The News
Student protests in Bangladesh appeared to have paused Monday after the country’s top court scrapped almost all government job quotas that had inspired weeks-long demonstrations that have left more than 160 people dead. The government has imposed a strict curfew and an internet blackout.
Protest leaders have made several demands of the government: To release protesters, lift the curfew, and reopen universities. They also called for the court’s ruling to be made formal law, for more government accountability, and for several ministers to resign. If the demands aren’t met in 48 hours, the protests will continue, Al Jazeera reported.

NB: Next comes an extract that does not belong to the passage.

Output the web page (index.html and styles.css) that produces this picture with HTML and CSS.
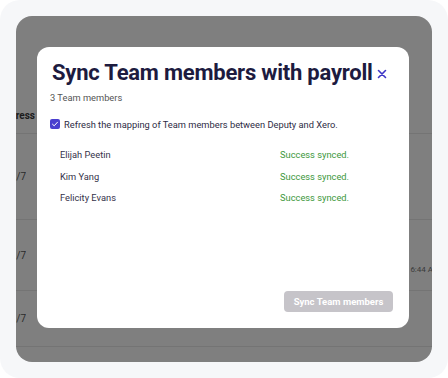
FILE: index.html
```html
<!DOCTYPE html>
<html lang="en">
<head>
  <meta charset="UTF-8" />
  <title>Sync Team members</title>
  <link rel="stylesheet" href="styles.css">
</head>
<body>
  <div class="frame">
    <div class="app">

      <!-- TABLE BEHIND OVERLAY -->
      <div class="table">
        <div class="row row-head">
          <div class="cell-clip head-clip"><span class="head-text">Address</span></div>
        </div>
        <div class="row row-1">
          <div class="cell-clip"><span>/7</span></div>
        </div>
        <div class="row row-2">
          <div class="cell-clip"><span>/7</span></div>
          <span class="time">6:44 AM</span>
        </div>
        <div class="row row-3">
          <div class="cell-clip"><span>/7</span></div>
        </div>
        <div class="row row-4">
          <span class="avatar"></span>
        </div>
      </div>

      <!-- MODAL -->
      <div class="modal">
        <div class="modal-header">
          <h1>Sync Team members with payroll</h1>
          <button class="close" aria-label="Close">
            <svg width="10" height="10" viewBox="0 0 10 10">
              <path d="M1.5 1.5 L8.5 8.5 M8.5 1.5 L1.5 8.5" stroke="#3d35c6" stroke-width="1.6" stroke-linecap="round"/>
            </svg>
          </button>
        </div>
        <p class="count">3 Team members</p>

        <label class="check">
          <span class="box">
            <svg width="8" height="8" viewBox="0 0 8 8">
              <path d="M1.5 4.2 L3.2 5.8 L6.5 2.2" fill="none" stroke="#fff" stroke-width="1" stroke-linecap="round" stroke-linejoin="round"/>
            </svg>
          </span>
          Refresh the mapping of Team members between Deputy and Xero.
        </label>

        <ul class="members">
          <li><span class="name">Elijah Peetin</span><span class="status">Success synced.</span></li>
          <li><span class="name">Kim Yang</span><span class="status">Success synced.</span></li>
          <li><span class="name">Felicity Evans</span><span class="status">Success synced.</span></li>
        </ul>

        <div class="modal-footer">
          <button class="sync-btn" disabled>Sync Team members</button>
        </div>
      </div>

    </div>
  </div>
</body>
</html>
```

FILE: styles.css
```css
* {
  box-sizing: border-box;
}

body {
  margin: 0;
  background-color: #ffffff;
  font-family: 'Roboto', 'Liberation Sans', sans-serif;
}

/* ===== FRAME ===== */
.frame {
  width: 448px;
  height: 378px;
  padding: 16px;
  background-color: #f6f7f9;
  border-radius: 20px;
}

.app {
  position: relative;
  height: 346px;
  background-color: #7f7f7f;
  border-radius: 16px;
  overflow: hidden;
}

/* ===== DIMMED TABLE ===== */
.table {
  display: flex;
  flex-direction: column;
}

.row {
  display: flex;
  align-items: center;
  justify-content: space-between;
  border-bottom: 1px solid #747474;
  font-size: 10px;
  color: #2b2b2b;
}

.row-head {
  height: 118px;
  align-items: flex-end;
  padding-bottom: 12px;
}

.row-1 { height: 86px; }
.row-2 { height: 71px; align-items: flex-start; padding-top: 30px; }
.row-3 { height: 56px; }
.row-4 { height: 40px; border-bottom: none; align-items: flex-end; }

.cell-clip {
  display: flex;
  justify-content: flex-end;
  width: 10px;
  overflow: hidden;
  white-space: nowrap;
}

.head-clip {
  width: 19px;
}

.head-text {
  font-weight: 700;
  font-size: 10px;
  color: #1b1b1b;
}

.time {
  margin-top: 15px;
  margin-right: -8px;
  font-size: 8px;
  color: #3a3a3a;
}

.avatar {
  width: 16px;
  height: 16px;
  margin-left: 319px;
  margin-bottom: -14px;
  border-radius: 50%;
  background-color: #2c5d74;
}

/* ===== MODAL ===== */
.modal {
  position: absolute;
  left: 21px;
  top: 31px;
  width: 372px;
  height: 281px;
  padding: 12px 16px 16px 13px;
  background-color: #ffffff;
  border-radius: 12px;
  display: flex;
  flex-direction: column;
}

.modal-header {
  display: flex;
  align-items: center;
  gap: 4px;
}

h1 {
  margin: 0 0 0 2px;
  font-size: 22px;
  line-height: 28px;
  font-weight: 700;
  color: #1d1b3f;
  letter-spacing: -0.22px;
  white-space: nowrap;
}

.close {
  display: flex;
  padding: 0;
  margin-top: 2px;
  background: none;
  border: none;
  cursor: pointer;
}

.count {
  margin: 5px 0 0;
  font-size: 9.3px;
  line-height: 12px;
  color: #555555;
}

.check {
  display: flex;
  align-items: center;
  gap: 4px;
  height: 12px;
  margin-top: 14px;
  font-size: 9.3px;
  color: #2e2c45;
}

.box {
  display: flex;
  align-items: center;
  justify-content: center;
  width: 10px;
  height: 10px;
  border-radius: 2px;
  background-color: #4a3fcf;
}

.members {
  list-style: none;
  margin: 14px 0 0;
  padding: 0 0 0 10px;
}

.members li {
  display: flex;
  height: 21.5px;
  align-items: center;
  font-size: 9.3px;
}

.name {
  width: 220px;
  color: #35334a;
}

.status {
  color: #3c983c;
}

.modal-footer {
  margin-top: auto;
  display: flex;
  justify-content: flex-end;
}

.sync-btn {
  width: 109px;
  height: 21px;
  padding: 0;
  border: none;
  border-radius: 4px;
  background-color: #c6c4c9;
  color: #ffffff;
  font-family: inherit;
  font-size: 9.5px;
  font-weight: 700;
}
```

The unrest started after a lower court reinstated broad quotas on jobs for select classes, including relatives of veterans of the 1971 war of independence, earlier this year. Protestors said the quotas privileged supporters of Prime Minister Sheikh Hasina, whose party led the independence movement. Human rights advocates have criticized the ongoing crackdown as characteristic of Hasina’s government’s unwillingness to tolerate criticism.
Bangladeshi Nobel Peace Prize laureate Muhammad Yunus urged Monday to stop the violence in his first public comments since the beginning of the protests.
“I urgently call on world leaders and the United Nations to do everything within their powers to end the violence against those who are exercising their rights to protest,” he said in a statement. “There must be investigations into the killings that have taken place already.”